Gönlün çoraklaşması önce insanın çölleşmesine, sonra da toprağın çölleşmesine, çoraklaşmasına neden olmuyor mu? Çoraklaşmış, çölleşmiş gönüller diyarında toprağın çölleşmesinin önlenmesi mümkün mü? Gerçekten de Cansever, “Mendilimde Kan Sesleri”nde, “İnsan yaşadığı yere benzer/ O yerin suyuna, o yerin toprağına benzer/ Suyunda yüzen balığa/ Toprağını iten çiçeğe/ Dağlarının, tepelerinin dumanlı eğimine/ Konya’nın beyaz/ Anteb’in kırmızı düzlüğüne benzer/ Göğüne benzer ki gözyaşları mavidir/ Denize benzer ki dalgalıdır bakışları/ Evlerine, sokaklarına, köşe başlarına/ Öylesine benzer ki/ Ve avlularına/ (Bir kuyu halkasıyla sıkıştırılmıştır kalbi)/ Ve sözlerine/ (Yani bir cep aynası alım-satımına belki)/ Ve bir gün birinin adres sormasına benzer/ Sorarken sorarken üzünçlü bir görüntüsüne/ Camcının cam kesmesine, dülgerin rende tutmasına/ Öyle bir cıgara yakımına, birinin gazoz açmasına/ Minibüslerine, gecekondularına/ Hasretine, yalanına benzer” derken yanlış mı söylüyor?

Peki, bizim gönüllerdeki iklim değişikliği, çölleşme ve çoraklaşmayı önleyecek tedbirlerimiz nelerdir?
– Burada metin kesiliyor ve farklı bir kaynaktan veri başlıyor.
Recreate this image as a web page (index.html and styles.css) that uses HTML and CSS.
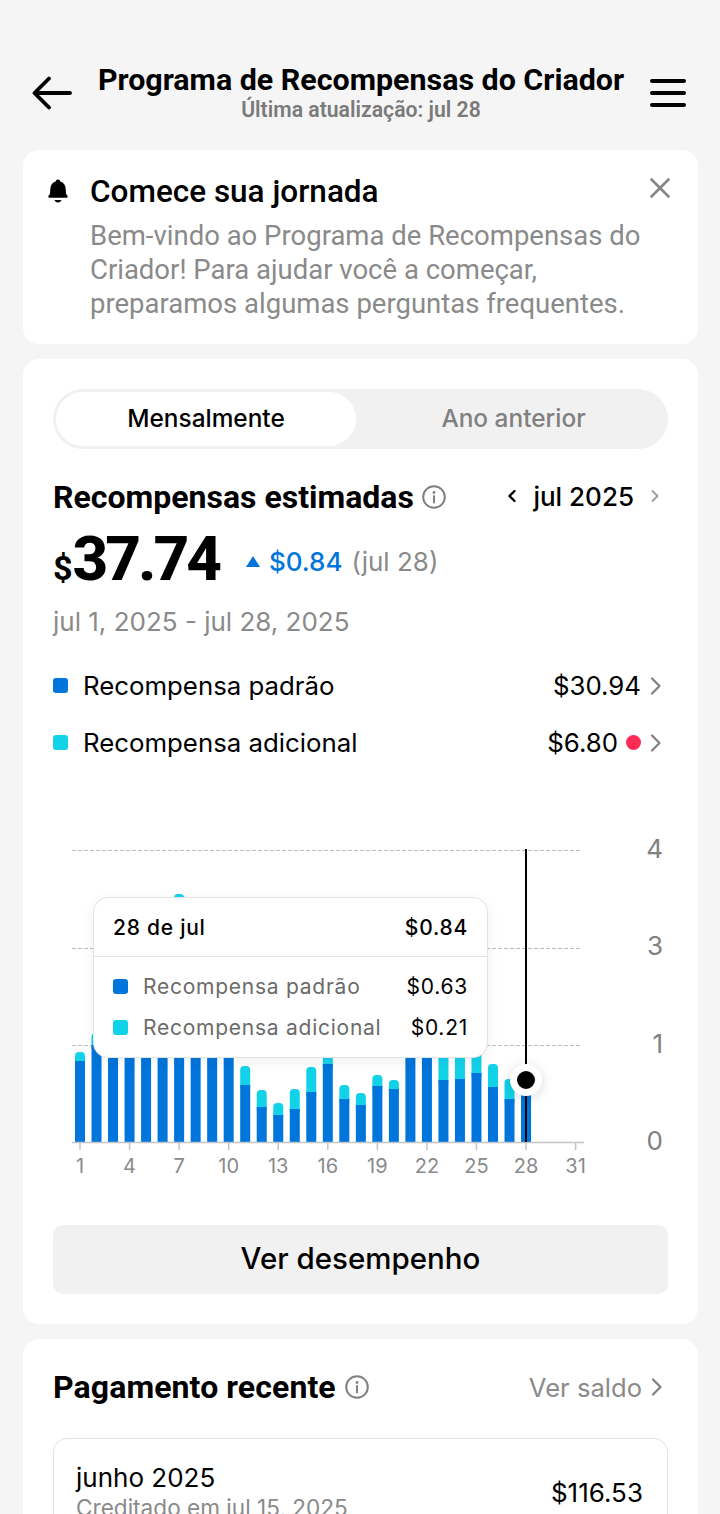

Kısa, orta ve uzun vadeli plân ve projelerimiz neler? Bu konuyu hangi bakanlıklar çalışma kapsamına aldı? Kandil mesajı, Cuma mesajı, “Hoş geldin Ramazan” mesajı çekmek gönlün çölleşmesini, gönlün çoraklaşmasını önlemek için yeterli mi gerçekten? Taşın bile kalbinden su fışkırırken gönüllerin bu taşlaşmış hâlinin tedavisi var mı?

Sahi, en son ne zaman sessizce bir fakirin karnını doyurmuştuk ondan bile habersiz? Sahi, en son ne zaman sıla-i rahim yapmıştık? Sahi, en son ne zaman kabir ehliyle hemhâl olmuştuk? Sahi, en son ne zaman bir yetimin başını okşamıştık? Sahi, en son ne zaman “Rahmân ve Rahîm” diyerek O’na sığınmıştık? Sahi, en son ne zaman Lokman Hekim’in oğluna, “Şu iki şeyi asla hatırlama: Sana yapılan kötülüğü ve senin yaptığın iyiliği. Şu iki şeyi de asla unutma: Allah’ı ve ahiret yurdunu” şeklindeki nasihatini hatırlamıştık? Sahi, en son ne zaman birbirimize “Allah’ı unutursak kalbimiz katılaşır” demiştik? Sahi, en son ne zaman “ihsan”ı tartışmıştık? Sahi, en son ne zaman “is’ar”ı konuşmuştuk? Sahi, en son ne zaman susan vaizi ve konuşan vaizi dinlemiştik? Sahi, en son ne zaman affedilmek arzusuyla ağlamıştık? Sahi, en son ne zaman “merhamet”i hayatımızın olmazsa olmazı yapmıştık? Sahi, en son ne zaman, “De ki, ‘Eğer suyunuz tükenirse, size temiz suyu kim getirecek?’” sorusunun cevabını “Allah” diye vermiştik? Sahi, en son ne zaman gönüllere rahmet için yağmur duasına çıkmıştık? Yağmur duası, evet! Sadece toprağa değil, gönle, gönüllere rahmet yağması için yağmur duası…

Yapmadık, okşamadık, hatırlamadık, tartışmadık, konuşmadık, dinlemedik, ağlamadık, çıkmadık. Yapmadık, yapamadık hiçbirini. Vaktimiz olmadı. Ve hep yarınlara bıraktık sevgimizi.

Sahi, gerçekten bunları bihakkın yapmış, yapabilmiş olsaydık, cemreler sadece suya, sadece toprağa, sadece havaya mı düşerdi?